Stored data:
------------

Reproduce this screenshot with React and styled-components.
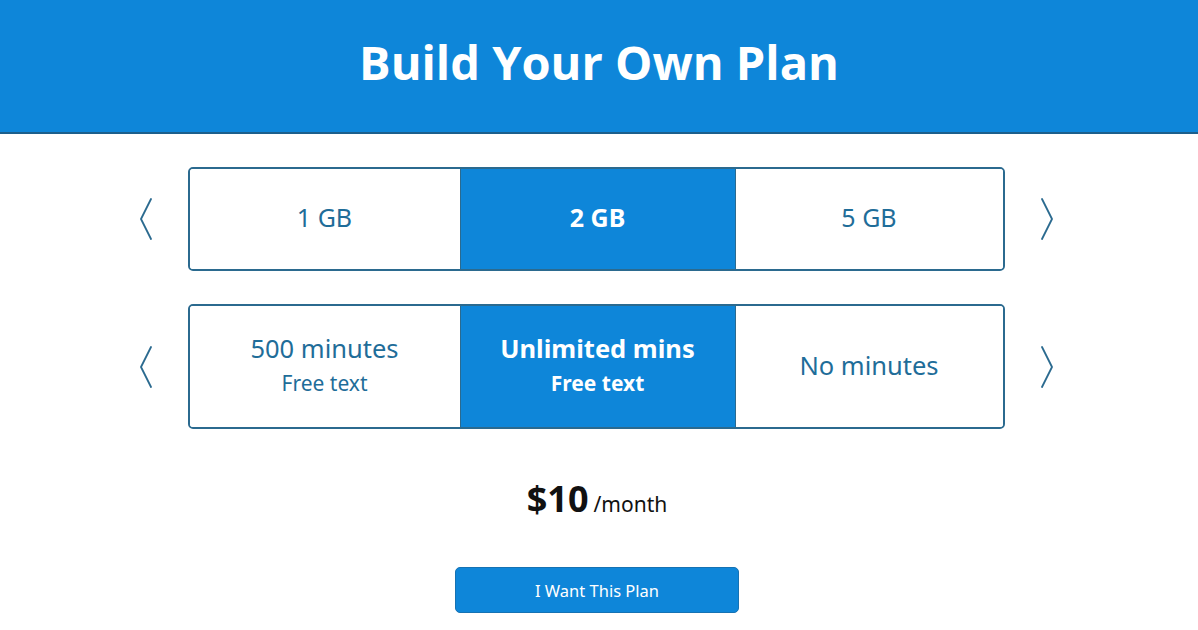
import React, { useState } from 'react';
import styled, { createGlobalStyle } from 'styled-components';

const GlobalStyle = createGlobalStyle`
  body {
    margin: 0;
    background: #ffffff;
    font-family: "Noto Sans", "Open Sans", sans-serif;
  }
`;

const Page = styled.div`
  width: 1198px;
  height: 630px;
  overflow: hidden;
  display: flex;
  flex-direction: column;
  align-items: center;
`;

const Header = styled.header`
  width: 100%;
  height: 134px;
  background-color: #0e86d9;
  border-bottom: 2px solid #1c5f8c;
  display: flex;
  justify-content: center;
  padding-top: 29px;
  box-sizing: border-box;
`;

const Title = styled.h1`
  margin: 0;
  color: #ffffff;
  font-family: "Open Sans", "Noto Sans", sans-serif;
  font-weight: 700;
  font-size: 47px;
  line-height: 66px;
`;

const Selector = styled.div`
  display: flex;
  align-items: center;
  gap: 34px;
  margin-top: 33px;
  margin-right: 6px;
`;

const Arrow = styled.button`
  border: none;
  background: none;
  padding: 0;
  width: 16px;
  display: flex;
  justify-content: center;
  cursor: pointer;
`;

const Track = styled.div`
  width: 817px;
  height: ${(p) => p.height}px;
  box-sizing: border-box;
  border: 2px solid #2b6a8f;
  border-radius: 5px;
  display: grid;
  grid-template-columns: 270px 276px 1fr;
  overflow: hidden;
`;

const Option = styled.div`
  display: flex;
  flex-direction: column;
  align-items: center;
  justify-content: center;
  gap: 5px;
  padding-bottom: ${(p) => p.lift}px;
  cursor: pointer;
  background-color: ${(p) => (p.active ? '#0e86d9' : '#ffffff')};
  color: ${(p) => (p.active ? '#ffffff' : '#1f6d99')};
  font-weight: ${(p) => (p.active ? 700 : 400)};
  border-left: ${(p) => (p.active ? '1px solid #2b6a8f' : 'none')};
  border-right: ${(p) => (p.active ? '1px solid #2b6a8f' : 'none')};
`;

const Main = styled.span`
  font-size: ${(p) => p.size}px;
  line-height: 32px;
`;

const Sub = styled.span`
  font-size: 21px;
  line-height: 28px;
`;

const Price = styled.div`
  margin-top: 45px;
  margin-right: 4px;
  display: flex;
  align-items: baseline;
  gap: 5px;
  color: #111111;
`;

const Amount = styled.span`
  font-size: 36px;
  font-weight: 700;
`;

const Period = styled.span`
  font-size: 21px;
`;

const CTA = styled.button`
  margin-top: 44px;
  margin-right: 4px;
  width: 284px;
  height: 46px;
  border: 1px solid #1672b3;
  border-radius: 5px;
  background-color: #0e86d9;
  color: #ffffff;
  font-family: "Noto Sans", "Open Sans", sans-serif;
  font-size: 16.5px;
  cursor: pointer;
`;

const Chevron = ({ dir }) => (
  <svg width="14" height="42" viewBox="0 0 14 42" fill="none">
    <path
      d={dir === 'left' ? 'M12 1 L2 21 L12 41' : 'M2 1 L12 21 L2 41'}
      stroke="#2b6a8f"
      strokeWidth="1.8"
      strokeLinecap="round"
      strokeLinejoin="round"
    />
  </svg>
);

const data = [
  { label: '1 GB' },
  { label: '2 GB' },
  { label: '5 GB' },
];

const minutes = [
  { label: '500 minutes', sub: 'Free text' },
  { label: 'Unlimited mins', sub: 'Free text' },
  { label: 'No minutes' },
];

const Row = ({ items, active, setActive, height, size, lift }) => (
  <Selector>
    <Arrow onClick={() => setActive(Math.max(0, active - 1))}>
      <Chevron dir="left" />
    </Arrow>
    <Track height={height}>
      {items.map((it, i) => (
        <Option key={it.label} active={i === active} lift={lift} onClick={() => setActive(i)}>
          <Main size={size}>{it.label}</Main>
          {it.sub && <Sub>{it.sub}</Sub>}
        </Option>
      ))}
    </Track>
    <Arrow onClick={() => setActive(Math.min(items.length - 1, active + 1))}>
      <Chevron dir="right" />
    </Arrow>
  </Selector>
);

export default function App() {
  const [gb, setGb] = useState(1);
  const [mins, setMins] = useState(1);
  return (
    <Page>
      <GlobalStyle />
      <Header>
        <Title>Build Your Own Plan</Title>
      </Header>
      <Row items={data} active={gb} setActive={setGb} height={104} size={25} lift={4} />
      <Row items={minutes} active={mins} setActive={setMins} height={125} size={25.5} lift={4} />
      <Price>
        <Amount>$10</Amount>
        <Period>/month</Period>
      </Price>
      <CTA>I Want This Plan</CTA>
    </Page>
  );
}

------------

What is being asked: Omit the pictures and give the material again, exactly and in full.

Output of the task:
Reproduce this screenshot with React and styled-components.
import React, { useState } from 'react';
import styled, { createGlobalStyle } from 'styled-components';

const GlobalStyle = createGlobalStyle`
  body {
    margin: 0;
    background: #ffffff;
    font-family: "Noto Sans", "Open Sans", sans-serif;
  }
`;

const Page = styled.div`
  width: 1198px;
  height: 630px;
  overflow: hidden;
  display: flex;
  flex-direction: column;
  align-items: center;
`;

const Header = styled.header`
  width: 100%;
  height: 134px;
  background-color: #0e86d9;
  border-bottom: 2px solid #1c5f8c;
  display: flex;
  justify-content: center;
  padding-top: 29px;
  box-sizing: border-box;
`;

const Title = styled.h1`
  margin: 0;
  color: #ffffff;
  font-family: "Open Sans", "Noto Sans", sans-serif;
  font-weight: 700;
  font-size: 47px;
  line-height: 66px;
`;

const Selector = styled.div`
  display: flex;
  align-items: center;
  gap: 34px;
  margin-top: 33px;
  margin-right: 6px;
`;

const Arrow = styled.button`
  border: none;
  background: none;
  padding: 0;
  width: 16px;
  display: flex;
  justify-content: center;
  cursor: pointer;
`;

const Track = styled.div`
  width: 817px;
  height: ${(p) => p.height}px;
  box-sizing: border-box;
  border: 2px solid #2b6a8f;
  border-radius: 5px;
  display: grid;
  grid-template-columns: 270px 276px 1fr;
  overflow: hidden;
`;

const Option = styled.div`
  display: flex;
  flex-direction: column;
  align-items: center;
  justify-content: center;
  gap: 5px;
  padding-bottom: ${(p) => p.lift}px;
  cursor: pointer;
  background-color: ${(p) => (p.active ? '#0e86d9' : '#ffffff')};
  color: ${(p) => (p.active ? '#ffffff' : '#1f6d99')};
  font-weight: ${(p) => (p.active ? 700 : 400)};
  border-left: ${(p) => (p.active ? '1px solid #2b6a8f' : 'none')};
  border-right: ${(p) => (p.active ? '1px solid #2b6a8f' : 'none')};
`;

const Main = styled.span`
  font-size: ${(p) => p.size}px;
  line-height: 32px;
`;

const Sub = styled.span`
  font-size: 21px;
  line-height: 28px;
`;

const Price = styled.div`
  margin-top: 45px;
  margin-right: 4px;
  display: flex;
  align-items: baseline;
  gap: 5px;
  color: #111111;
`;

const Amount = styled.span`
  font-size: 36px;
  font-weight: 700;
`;

const Period = styled.span`
  font-size: 21px;
`;

const CTA = styled.button`
  margin-top: 44px;
  margin-right: 4px;
  width: 284px;
  height: 46px;
  border: 1px solid #1672b3;
  border-radius: 5px;
  background-color: #0e86d9;
  color: #ffffff;
  font-family: "Noto Sans", "Open Sans", sans-serif;
  font-size: 16.5px;
  cursor: pointer;
`;

const Chevron = ({ dir }) => (
  <svg width="14" height="42" viewBox="0 0 14 42" fill="none">
    <path
      d={dir === 'left' ? 'M12 1 L2 21 L12 41' : 'M2 1 L12 21 L2 41'}
      stroke="#2b6a8f"
      strokeWidth="1.8"
      strokeLinecap="round"
      strokeLinejoin="round"
    />
  </svg>
);

const data = [
  { label: '1 GB' },
  { label: '2 GB' },
  { label: '5 GB' },
];

const minutes = [
  { label: '500 minutes', sub: 'Free text' },
  { label: 'Unlimited mins', sub: 'Free text' },
  { label: 'No minutes' },
];

const Row = ({ items, active, setActive, height, size, lift }) => (
  <Selector>
    <Arrow onClick={() => setActive(Math.max(0, active - 1))}>
      <Chevron dir="left" />
    </Arrow>
    <Track height={height}>
      {items.map((it, i) => (
        <Option key={it.label} active={i === active} lift={lift} onClick={() => setActive(i)}>
          <Main size={size}>{it.label}</Main>
          {it.sub && <Sub>{it.sub}</Sub>}
        </Option>
      ))}
    </Track>
    <Arrow onClick={() => setActive(Math.min(items.length - 1, active + 1))}>
      <Chevron dir="right" />
    </Arrow>
  </Selector>
);

export default function App() {
  const [gb, setGb] = useState(1);
  const [mins, setMins] = useState(1);
  return (
    <Page>
      <GlobalStyle />
      <Header>
        <Title>Build Your Own Plan</Title>
      </Header>
      <Row items={data} active={gb} setActive={setGb} height={104} size={25} lift={4} />
      <Row items={minutes} active={mins} setActive={setMins} height={125} size={25.5} lift={4} />
      <Price>
        <Amount>$10</Amount>
        <Period>/month</Period>
      </Price>
      <CTA>I Want This Plan</CTA>
    </Page>
  );
}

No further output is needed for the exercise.